Mamaw seems to remember the long-term stuff much better than the short-term. At least, pertaining to phone conversations I have with her. I don’t interact with her on a daily basis, and I haven’t been back to Ohio in a couple of years. Sometimes I wonder if she even remembers that we’ve talked at all, and if it even matters that I call.
This particular conversation took the usual cycle- what we’ve done lately, when did I plan to visit, the weather… followed by what we’ve done lately, when did I plan to visit, the weather…. and again what we’ve done lately, when did I plan to visit, the weather… interspersed with slight variations, including Mamaw singing a few bars of an old hymn I didn’t recognize. However, I did recognize that moments like that are precious. I would not forget them.
I was careful not to tell the dog to be quiet this time. During our last conversation, she kept forgetting that I live with a dog now:
me: Yes, I’m hoping to visit in September…. Oh, Tootsie, quit barking at the neighbors!
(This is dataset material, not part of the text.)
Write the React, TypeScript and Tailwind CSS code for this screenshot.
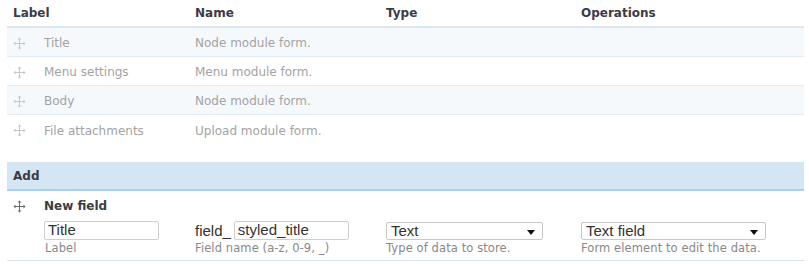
import React from "react";

const Drag = ({ dark = false }: { dark?: boolean }) => (
  <svg width="13" height="13" viewBox="0 0 13 13" className="shrink-0">
    <g stroke={dark ? "#6b6b6b" : "#c8c8c8"} strokeWidth="1" fill="none">
      <line x1="6.5" y1="1.5" x2="6.5" y2="11.5" />
      <line x1="1.5" y1="6.5" x2="11.5" y2="6.5" />
    </g>
    <g fill={dark ? "#6b6b6b" : "#c8c8c8"}>
      <path d="M6.5 0.5 L8.5 2.5 L4.5 2.5 Z" />
      <path d="M6.5 12.5 L8.5 10.5 L4.5 10.5 Z" />
      <path d="M0.5 6.5 L2.5 4.5 L2.5 8.5 Z" />
      <path d="M12.5 6.5 L10.5 4.5 L10.5 8.5 Z" />
    </g>
  </svg>
);

const rows = [
  ["Title", "Node module form."],
  ["Menu settings", "Menu module form."],
  ["Body", "Node module form."],
  ["File attachments", "Upload module form."],
];

const grid = "grid grid-cols-[188px_191px_195px_1fr]";
const arial = { fontFamily: '"Liberation Sans", Arial, sans-serif' };

const Select = ({ value, w }: { value: string; w: string }) => (
  <div
    className={`${w} h-[18px] relative border border-[#c8c8c8] rounded-[2px] bg-white flex items-center pl-[4px] text-[15px] text-[#333] leading-none`}
    style={arial}
  >
    {value}
    <svg width="8" height="5" viewBox="0 0 8 5" className="absolute right-[7px] top-[7px]">
      <path d="M0 0 L8 0 L4 5 Z" fill="#111" />
    </svg>
  </div>
);

const Desc = ({ children, className = "" }: { children: React.ReactNode; className?: string }) => (
  <div className={`text-[11.5px] text-[#888] mt-[2px] leading-[12px] tracking-[0.1px] ${className}`}>{children}</div>
);

export default function App() {
  return (
    <div
      className="w-[809px] h-[264px] bg-white pl-[7px] pr-[5px]"
      style={{ fontFamily: '"DejaVu Sans", Verdana, sans-serif' }}
    >
      <div className={`${grid} h-[28px] items-center border-b-2 border-[#dbe7f1] text-[12px] font-bold text-[#3b3b44]`}>
        <div className="pl-[6px]">Label</div>
        <div>Name</div>
        <div>Type</div>
        <div>Operations</div>
      </div>
      {rows.map((r, i) => (
        <div
          key={i}
          className={`${grid} h-[29px] items-center pt-[2px] text-[12px] text-[#a3a3a3] ${i % 2 === 0 ? "bg-[#f5f9fc]" : "bg-white"} ${i < 3 ? "border-b border-[#e4ecf3]" : ""}`}
        >
          <div className="flex items-center pl-[6px]">
            <Drag />
            <span className="ml-[18px]">{r[0]}</span>
          </div>
          <div>{r[1]}</div>
          <div />
          <div />
        </div>
      ))}
      <div className="h-[18px]" />
      <div className="h-[29px] bg-[#d4e6f3] border-b-2 border-[#a9d1ef] flex items-center pt-[1px] pl-[6px] text-[12px] font-bold text-[#3b3b44]">
        Add
      </div>
      <div className="h-[70px] border-b border-[#d6e5f0] pt-[7px]">
        <div className="flex items-center pl-[6px] h-[16px]">
          <Drag dark />
          <span className="ml-[18px] text-[12px] font-bold text-[#3b3b44]">New field</span>
        </div>
        <div className={`${grid} mt-[7px]`}>
          <div className="pl-[37px]">
            <div className="h-[19px] flex items-center">
              <input
                readOnly
                value="Title"
                className="w-[115px] h-[19px] border border-[#cfcfcf] rounded-[2px] px-[3px] text-[15px] text-[#333] outline-none"
                style={arial}
              />
            </div>
            <Desc className="pl-[1px]">Label</Desc>
          </div>
          <div>
            <div className="h-[19px] flex items-center">
              <span className="text-[15px] leading-none text-[#333] mr-[3px]" style={arial}>
                field_
              </span>
              <input
                readOnly
                value="styled_title"
                className="w-[115px] h-[19px] border border-[#cfcfcf] rounded-[2px] px-[3px] text-[15px] text-[#333] outline-none"
                style={arial}
              />
            </div>
            <Desc>Field name (a-z, 0-9, _)</Desc>
          </div>
          <div>
            <div className="h-[19px] flex items-center">
              <Select value="Text" w="w-[157px]" />
            </div>
            <Desc>Type of data to store.</Desc>
          </div>
          <div>
            <div className="h-[19px] flex items-center">
              <Select value="Text field" w="w-[185px]" />
            </div>
            <Desc>Form element to edit the data.</Desc>
          </div>
        </div>
      </div>
    </div>
  );
}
Mamaw: Why are you calling me Tootsie? haha!
This time, she told me how she celebrated her birthday- with dinner at Cracker Barrel. She remember those events of a few days ago. They were important moments with her family. That’s when I figured that even though she didn’t remember the content of our conversation, I was pretty sure she would not forget that I called. The weather didn’t matter. Neither did my latest version of a busy schedule, or what she did today. What counts is the time connected by a cell phone signal, defying time zones and distance to bring together grandmother and granddaughter.
I told her I missed Cracker Barrel. She said we’ll go when I’m there in September- she’ll start saving her money, she said with a laugh. After we hung up, I decided that I was dragging her to that dear old country restaurant, whether or not she remembers why. A dinner with my Mamaw is long overdue.
1 thoughts:
The last phone call I had with my grandpa was similar to yours. I had to explain who I was and I don't think he ever figured it out. But I could tell he was happy to hear from one of his grandchildren even if he didn't know which one it was!